Stored data:
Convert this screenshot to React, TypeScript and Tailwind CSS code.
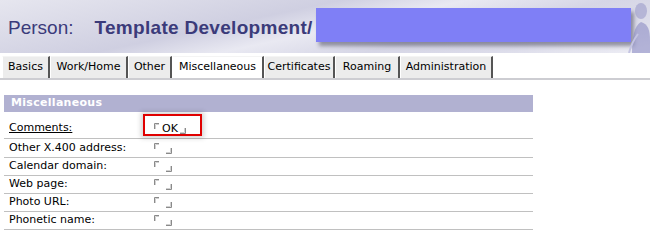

--

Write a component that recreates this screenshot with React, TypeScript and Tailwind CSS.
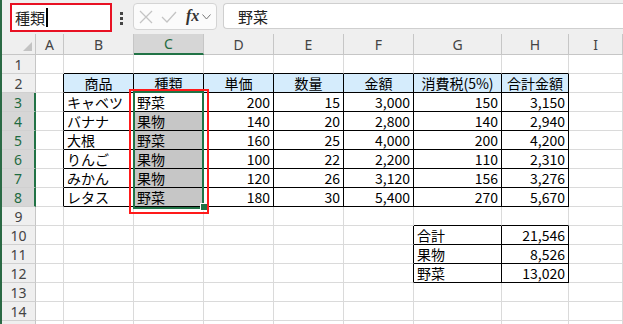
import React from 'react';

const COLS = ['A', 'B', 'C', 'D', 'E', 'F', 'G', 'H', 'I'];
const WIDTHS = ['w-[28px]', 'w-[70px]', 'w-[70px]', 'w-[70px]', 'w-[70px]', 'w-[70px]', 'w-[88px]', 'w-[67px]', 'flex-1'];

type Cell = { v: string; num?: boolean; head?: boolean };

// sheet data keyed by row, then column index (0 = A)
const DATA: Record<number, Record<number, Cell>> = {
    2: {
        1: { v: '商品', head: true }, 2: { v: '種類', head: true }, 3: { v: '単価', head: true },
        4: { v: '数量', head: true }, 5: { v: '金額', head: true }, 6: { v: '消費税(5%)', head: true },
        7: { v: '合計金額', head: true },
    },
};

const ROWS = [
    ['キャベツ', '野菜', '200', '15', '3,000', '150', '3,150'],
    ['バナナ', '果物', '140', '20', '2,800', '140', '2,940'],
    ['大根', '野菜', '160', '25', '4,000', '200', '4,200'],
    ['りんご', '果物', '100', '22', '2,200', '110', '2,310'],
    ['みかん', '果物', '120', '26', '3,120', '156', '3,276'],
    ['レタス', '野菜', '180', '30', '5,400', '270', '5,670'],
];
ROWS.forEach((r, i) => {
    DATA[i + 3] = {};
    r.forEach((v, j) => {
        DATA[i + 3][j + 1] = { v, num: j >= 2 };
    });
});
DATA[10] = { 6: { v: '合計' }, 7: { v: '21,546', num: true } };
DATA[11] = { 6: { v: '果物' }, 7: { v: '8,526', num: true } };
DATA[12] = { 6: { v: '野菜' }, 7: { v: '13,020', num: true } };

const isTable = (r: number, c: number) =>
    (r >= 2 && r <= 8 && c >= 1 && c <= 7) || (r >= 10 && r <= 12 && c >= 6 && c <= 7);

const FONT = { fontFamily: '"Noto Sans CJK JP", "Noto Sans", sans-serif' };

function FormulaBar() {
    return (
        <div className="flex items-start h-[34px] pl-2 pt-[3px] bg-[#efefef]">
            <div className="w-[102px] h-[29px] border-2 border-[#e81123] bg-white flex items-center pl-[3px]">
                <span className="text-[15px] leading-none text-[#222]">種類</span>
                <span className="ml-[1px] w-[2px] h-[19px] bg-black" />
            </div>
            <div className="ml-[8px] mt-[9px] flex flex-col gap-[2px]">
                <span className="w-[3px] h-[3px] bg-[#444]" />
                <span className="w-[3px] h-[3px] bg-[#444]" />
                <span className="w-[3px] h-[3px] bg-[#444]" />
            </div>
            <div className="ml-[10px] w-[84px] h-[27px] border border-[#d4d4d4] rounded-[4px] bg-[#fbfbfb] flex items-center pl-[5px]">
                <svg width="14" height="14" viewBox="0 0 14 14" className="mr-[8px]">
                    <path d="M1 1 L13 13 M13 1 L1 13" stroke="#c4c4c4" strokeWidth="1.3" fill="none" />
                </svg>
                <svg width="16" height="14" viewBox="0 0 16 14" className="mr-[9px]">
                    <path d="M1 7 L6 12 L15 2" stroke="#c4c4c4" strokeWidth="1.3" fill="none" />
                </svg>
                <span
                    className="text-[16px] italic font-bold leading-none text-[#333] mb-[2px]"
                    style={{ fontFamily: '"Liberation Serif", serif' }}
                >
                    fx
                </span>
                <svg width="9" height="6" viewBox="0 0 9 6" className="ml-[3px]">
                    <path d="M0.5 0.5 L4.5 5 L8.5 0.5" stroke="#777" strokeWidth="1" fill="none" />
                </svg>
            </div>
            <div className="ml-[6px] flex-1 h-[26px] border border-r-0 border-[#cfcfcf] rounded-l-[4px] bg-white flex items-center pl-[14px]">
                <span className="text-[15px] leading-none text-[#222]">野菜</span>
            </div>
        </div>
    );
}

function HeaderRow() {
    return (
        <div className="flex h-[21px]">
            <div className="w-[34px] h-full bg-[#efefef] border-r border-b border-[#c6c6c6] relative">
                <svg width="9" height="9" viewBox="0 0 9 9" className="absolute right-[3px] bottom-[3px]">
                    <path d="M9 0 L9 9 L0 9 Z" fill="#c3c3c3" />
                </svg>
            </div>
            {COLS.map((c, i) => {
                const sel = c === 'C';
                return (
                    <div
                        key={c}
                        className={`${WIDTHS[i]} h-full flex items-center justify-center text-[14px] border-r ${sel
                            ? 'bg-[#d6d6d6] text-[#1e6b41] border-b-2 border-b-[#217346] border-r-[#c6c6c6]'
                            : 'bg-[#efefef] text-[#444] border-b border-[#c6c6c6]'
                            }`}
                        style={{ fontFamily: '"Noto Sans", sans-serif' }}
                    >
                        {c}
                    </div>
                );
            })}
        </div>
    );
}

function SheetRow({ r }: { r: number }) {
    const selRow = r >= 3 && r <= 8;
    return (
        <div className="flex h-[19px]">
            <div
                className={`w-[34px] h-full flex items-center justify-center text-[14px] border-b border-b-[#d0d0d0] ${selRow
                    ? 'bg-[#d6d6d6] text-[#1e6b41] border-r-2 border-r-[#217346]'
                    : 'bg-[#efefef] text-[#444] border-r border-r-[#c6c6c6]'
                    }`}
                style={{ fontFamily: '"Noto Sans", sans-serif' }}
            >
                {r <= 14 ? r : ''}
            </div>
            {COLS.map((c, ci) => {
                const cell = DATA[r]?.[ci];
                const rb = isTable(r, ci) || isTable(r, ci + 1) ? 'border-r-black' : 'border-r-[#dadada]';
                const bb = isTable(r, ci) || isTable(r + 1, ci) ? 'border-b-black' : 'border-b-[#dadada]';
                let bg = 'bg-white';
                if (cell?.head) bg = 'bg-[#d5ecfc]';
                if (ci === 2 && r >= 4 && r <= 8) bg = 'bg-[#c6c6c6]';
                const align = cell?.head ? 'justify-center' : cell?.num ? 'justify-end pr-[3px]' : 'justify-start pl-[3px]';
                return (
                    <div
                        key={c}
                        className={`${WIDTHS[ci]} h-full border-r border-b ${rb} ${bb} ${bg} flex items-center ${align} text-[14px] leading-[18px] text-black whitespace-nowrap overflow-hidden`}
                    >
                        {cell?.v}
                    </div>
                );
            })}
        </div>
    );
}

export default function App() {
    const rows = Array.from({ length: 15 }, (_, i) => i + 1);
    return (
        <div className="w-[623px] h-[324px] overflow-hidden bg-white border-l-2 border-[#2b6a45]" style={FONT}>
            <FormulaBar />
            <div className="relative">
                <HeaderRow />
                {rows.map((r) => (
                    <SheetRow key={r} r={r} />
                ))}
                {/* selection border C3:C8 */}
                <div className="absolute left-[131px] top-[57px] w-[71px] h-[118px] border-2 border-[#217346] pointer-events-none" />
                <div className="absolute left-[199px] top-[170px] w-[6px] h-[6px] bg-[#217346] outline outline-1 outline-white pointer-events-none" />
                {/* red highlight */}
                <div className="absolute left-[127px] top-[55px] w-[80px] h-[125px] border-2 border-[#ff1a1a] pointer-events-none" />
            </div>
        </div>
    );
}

Job:
In the listing above, find the line containing "Write a component" and the line containing "v: '13,020', num: true". Reproduce those lines and all between them exactly, with no pictures and nothing more.

Exercise solution:
Write a component that recreates this screenshot with React, TypeScript and Tailwind CSS.
import React from 'react';

const COLS = ['A', 'B', 'C', 'D', 'E', 'F', 'G', 'H', 'I'];
const WIDTHS = ['w-[28px]', 'w-[70px]', 'w-[70px]', 'w-[70px]', 'w-[70px]', 'w-[70px]', 'w-[88px]', 'w-[67px]', 'flex-1'];

type Cell = { v: string; num?: boolean; head?: boolean };

// sheet data keyed by row, then column index (0 = A)
const DATA: Record<number, Record<number, Cell>> = {
    2: {
        1: { v: '商品', head: true }, 2: { v: '種類', head: true }, 3: { v: '単価', head: true },
        4: { v: '数量', head: true }, 5: { v: '金額', head: true }, 6: { v: '消費税(5%)', head: true },
        7: { v: '合計金額', head: true },
    },
};

const ROWS = [
    ['キャベツ', '野菜', '200', '15', '3,000', '150', '3,150'],
    ['バナナ', '果物', '140', '20', '2,800', '140', '2,940'],
    ['大根', '野菜', '160', '25', '4,000', '200', '4,200'],
    ['りんご', '果物', '100', '22', '2,200', '110', '2,310'],
    ['みかん', '果物', '120', '26', '3,120', '156', '3,276'],
    ['レタス', '野菜', '180', '30', '5,400', '270', '5,670'],
];
ROWS.forEach((r, i) => {
    DATA[i + 3] = {};
    r.forEach((v, j) => {
        DATA[i + 3][j + 1] = { v, num: j >= 2 };
    });
});
DATA[10] = { 6: { v: '合計' }, 7: { v: '21,546', num: true } };
DATA[11] = { 6: { v: '果物' }, 7: { v: '8,526', num: true } };
DATA[12] = { 6: { v: '野菜' }, 7: { v: '13,020', num: true } };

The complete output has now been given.